Can you imagine what it may have been like to be sitting in the same room with Andrew Lloyd Webber while he was creating Phantom of the Opera, or while Lin-Manuel Mirada was imagining his creation of Hamilton? Who are the people who answered the artist when he asked, “what do you think of these lyrics”, or “what do you think of this powerful crescendo as the Phantom comes down the great staircase during the masquerade ball?”
As a theater reviewer , I recently ,for the first time, had the privilege of being invited to sit in the living room with the author of a new musical as he and his co-creators worked on it as it emerged from their minds with computer keyboard and pencil rapidly embellishing their work.
This author, Jim Maher, has embarked on an exciting new musical interpretation of the Invisible Man, a story based on the original H.G. Wells novel published in 1897, and the theatrical productions that followed. Now in the hands of the very talented musician and author, Jim Maher, the story has been re-formulated with a powerful musical format, reconfigured verbally to fit a more modern time-frame.
This is a story centers around a mysterious man, a Berkeley doctor and scientist, Jack Griffin (Christian McCooey), who left the field of medicine to devote himself to research into optics, and while doing so, discovered a way to change a body’s refractive index until it was comparable to that of air, so that it neither absorbs nor reflects light. He has become an excessively reclusive, irascible, unfriendly, and introverted individual, who spends most of his time in his residence working to near exhaustion on his formulas and chemicals. One of the principal chemicals used to formulate the chemistry he is experimenting with, is making him go mad and has transformed him to become invisible. He becomes obsessed with the belief that invisibility will allow him to become very powerful and perhaps allow him to get even with those impeding his progress. He also discovers that while being invisible and irascible, it is very difficult to continue doing his work while having to deal with other human beings for supplies and other necessities.. Consequently, while invisible, he must don somewhat unique clothing, along with facial bandages and dark glasses, a costume that makes him look like a man who has been injured in a very serious accident. The intensity of his study, and the cost of his chemistry and materials without adequate funding, has forced him into a perilous predicament when he cannot pay his rent or furnish himself with food to maintain a healthy sustenance. He has no other option but to seek assistance from a now married, ex-girlfriend, Mary (Angelina Donhoff) and her husband, Robert (James Schott).
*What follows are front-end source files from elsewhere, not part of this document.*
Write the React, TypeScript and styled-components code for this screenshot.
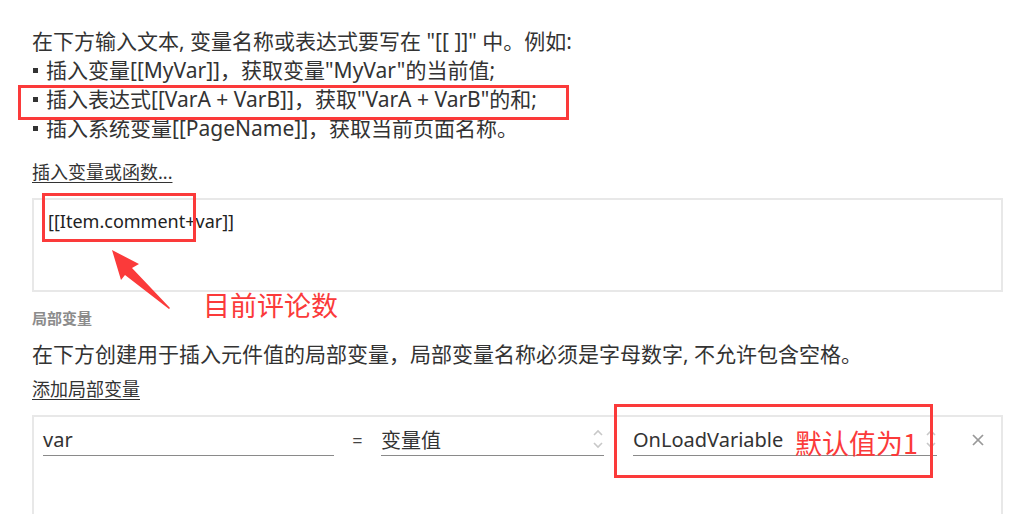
import React from "react";
import styled, { createGlobalStyle } from "styled-components";

const Global = createGlobalStyle`
  html, body { margin: 0; padding: 0; background: #fff; }
  body {
    font-family: "Noto Sans", "Noto Sans CJK SC", sans-serif;
    color: #333;
    overflow: hidden;
  }
`;

const Page = styled.div`
  position: relative;
  width: 1015px;
  height: 514px;
  overflow: hidden;
  padding: 27px 12px 0 32px;
  box-sizing: border-box;
  display: flex;
  flex-direction: column;
  & > * { flex-shrink: 0; }
`;

const Intro = styled.div`
  font-size: 21px;
  line-height: 29px;
  color: #333;
  white-space: nowrap;
`;

const Line = styled.div``;

const Bullet = styled.span`
  display: inline-block;
  width: 5px;
  height: 5px;
  background: #333;
  margin: 0 8px 4px 1px;
  vertical-align: middle;
`;

const LinkText = styled.span<{ $mt: number }>`
  align-self: flex-start;
  margin-top: ${(p) => p.$mt}px;
  font-size: 18px;
  line-height: 22px;
  color: #333;
  text-decoration: underline;
  text-underline-offset: 3px;
  cursor: pointer;
`;

const TextBox = styled.div`
  margin-top: 15px;
  height: 94px;
  border: 2px solid #e8e8e8;
  box-sizing: border-box;
  padding: 10px 14px;
  font-size: 18px;
  line-height: 22px;
  color: #222;
`;

const SectionLabel = styled.div`
  margin-top: 17px;
  font-size: 15px;
  line-height: 18px;
  font-weight: bold;
  color: #8c8c8c;
`;

const Desc = styled.div`
  margin-top: 14px;
  font-size: 21px;
  line-height: 26px;
  color: #333;
  white-space: nowrap;
`;

const VarBox = styled.div`
  margin-top: 15px;
  height: 130px;
  border: 2px solid #e8e8e8;
  border-bottom: none;
  box-sizing: border-box;
  padding: 7px 0 0 9px;
`;

const VarRow = styled.div`
  display: grid;
  grid-template-columns: 291px 47px 223px 29px 304px 1fr;
  align-items: end;
`;

const Field = styled.div`
  display: flex;
  align-items: center;
  justify-content: space-between;
  height: 30px;
  border-bottom: 1px solid #8a8a8a;
  font-size: 20px;
  color: #333;
  padding-bottom: 1px;
`;

const Equals = styled.div`
  text-align: center;
  font-size: 18px;
  line-height: 30px;
  color: #444;
  padding-bottom: 1px;
`;

const Spacer = styled.div``;

const Close = styled.div`
  display: flex;
  justify-content: center;
  align-items: center;
  height: 30px;
  padding-left: 18px;
  padding-bottom: 1px;
  color: #999;
`;

const Chevron = () => (
  <svg width="12" height="22" viewBox="0 0 12 22" fill="none" stroke="#c8c8c8" strokeWidth="1.6">
    <polyline points="2,7 6,3 10,7" />
    <polyline points="2,15 6,19 10,15" />
  </svg>
);

const XIcon = () => (
  <svg width="14" height="14" viewBox="0 0 14 14" stroke="#999" strokeWidth="1.7">
    <line x1="2" y1="2" x2="12" y2="12" />
    <line x1="12" y1="2" x2="2" y2="12" />
  </svg>
);

const RedBox = styled.div<{ $x: number; $y: number; $w: number; $h: number }>`
  position: absolute;
  left: ${(p) => p.$x}px;
  top: ${(p) => p.$y}px;
  width: ${(p) => p.$w}px;
  height: ${(p) => p.$h}px;
  border: 3px solid #fb3a3a;
  box-sizing: border-box;
  pointer-events: none;
`;

const RedNote = styled.div<{ $x: number; $y: number; $size: number }>`
  position: absolute;
  left: ${(p) => p.$x}px;
  top: ${(p) => p.$y}px;
  font-size: ${(p) => p.$size}px;
  line-height: 1;
  color: #fb3a3a;
  font-family: "Noto Sans CJK SC", sans-serif;
  white-space: nowrap;
`;

const ArrowSvg = styled.svg`
  position: absolute;
  left: 105px;
  top: 244px;
`;

export default function App() {
  return (
    <>
      <Global />
      <Page>
        <Intro>
          <Line>在下方输入文本, 变量名称或表达式要写在 "[[ ]]" 中。例如:</Line>
          <Line>
            <Bullet />插入变量[[MyVar]]，获取变量"MyVar"的当前值;
          </Line>
          <Line>
            <Bullet />插入表达式[[VarA + VarB]]，获取"VarA + VarB"的和;
          </Line>
          <Line>
            <Bullet />插入系统变量[[PageName]]，获取当前页面名称。
          </Line>
        </Intro>
        <LinkText $mt={18}>插入变量或函数...</LinkText>
        <TextBox>[[Item.comment+var]]</TextBox>
        <SectionLabel>局部变量</SectionLabel>
        <Desc>在下方创建用于插入元件值的局部变量，局部变量名称必须是字母数字, 不允许包含空格。</Desc>
        <LinkText $mt={11}>添加局部变量</LinkText>
        <VarBox>
          <VarRow>
            <Field>var</Field>
            <Equals>=</Equals>
            <Field>
              变量值
              <Chevron />
            </Field>
            <Spacer />
            <Field>
              OnLoadVariable
              <Chevron />
            </Field>
            <Close>
              <XIcon />
            </Close>
          </VarRow>
        </VarBox>

        <RedBox $x={18} $y={85} $w={551} $h={35} />
        <RedBox $x={42} $y={193} $w={154} $h={49} />
        <RedBox $x={614} $y={404} $w={319} $h={74} />
        <RedNote $x={203} $y={291} $size={27}>目前评论数</RedNote>
        <RedNote $x={795} $y={429} $size={27}>默认值为1</RedNote>
        <ArrowSvg width="70" height="70" viewBox="0 0 70 70">
          <polygon points="7,6 34,20 27,24 65,64 64,65 20,31 16,36" fill="#fb3a3a" />
        </ArrowSvg>
      </Page>
    </>
  );
}
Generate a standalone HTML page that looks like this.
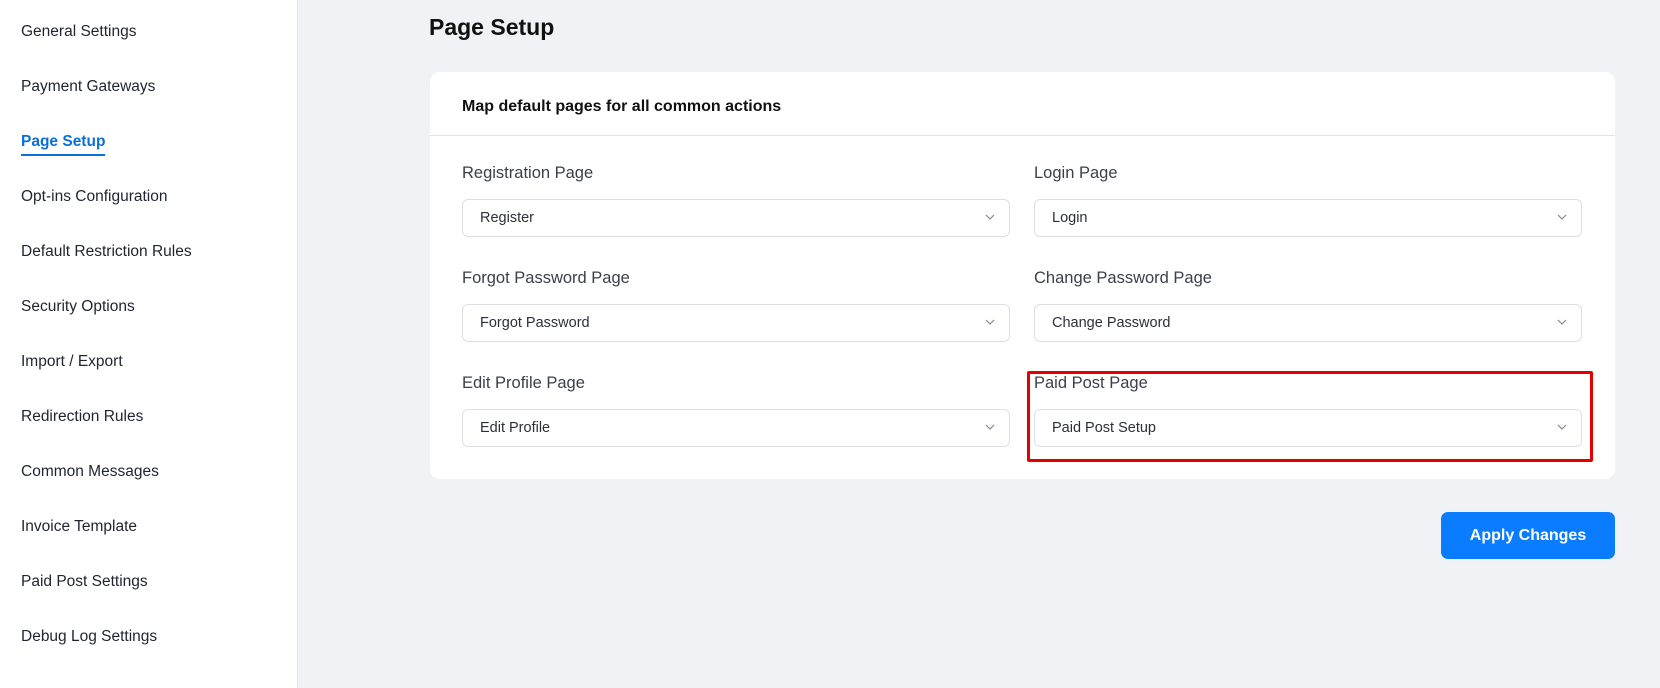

This ploy allows him to hide his invisibility (until he finds a way to reverse the process). His battle to deal with his chemistry and survive, causes him to become even more chaotic and enraged, leading him into a state of irreversible madness. The situation becomes more fearful and foreboding in the play’s new storyline.
This powerful new musical comes alive in the Campbell Theater in downtown Martinez, at 636 Ward Street, Martinez, CA 94553 on this coming Friday, June 24th at 8pm. The play continues Fridays, Saturdays at 8pm, with performances on Sundays at 2:30 pm and on Thursday, July 7th at 7:30 pm.
Author Maher invites you to join him and his company of actors as they open this spell-binding tale and keep you in suspense until the final searing moments unfold. The lyrics and exciting music will resonate throughout the evening. Tickets are quite reasonable at $22 for Seniors (62+), Students and Military. General admission will be slightly more at $25 each. If you go to his website for more information at https://jimmaher1.com/ you may purchase tickets in advance with a small additional service fee for the Ticket providing company. Also, tickets may be purchased at www.campbelltheater.com or at the theater itself. As far as Covid requirements, you must provide evidence that you and your guests are fully vaccinated, and masks are not required in the theater!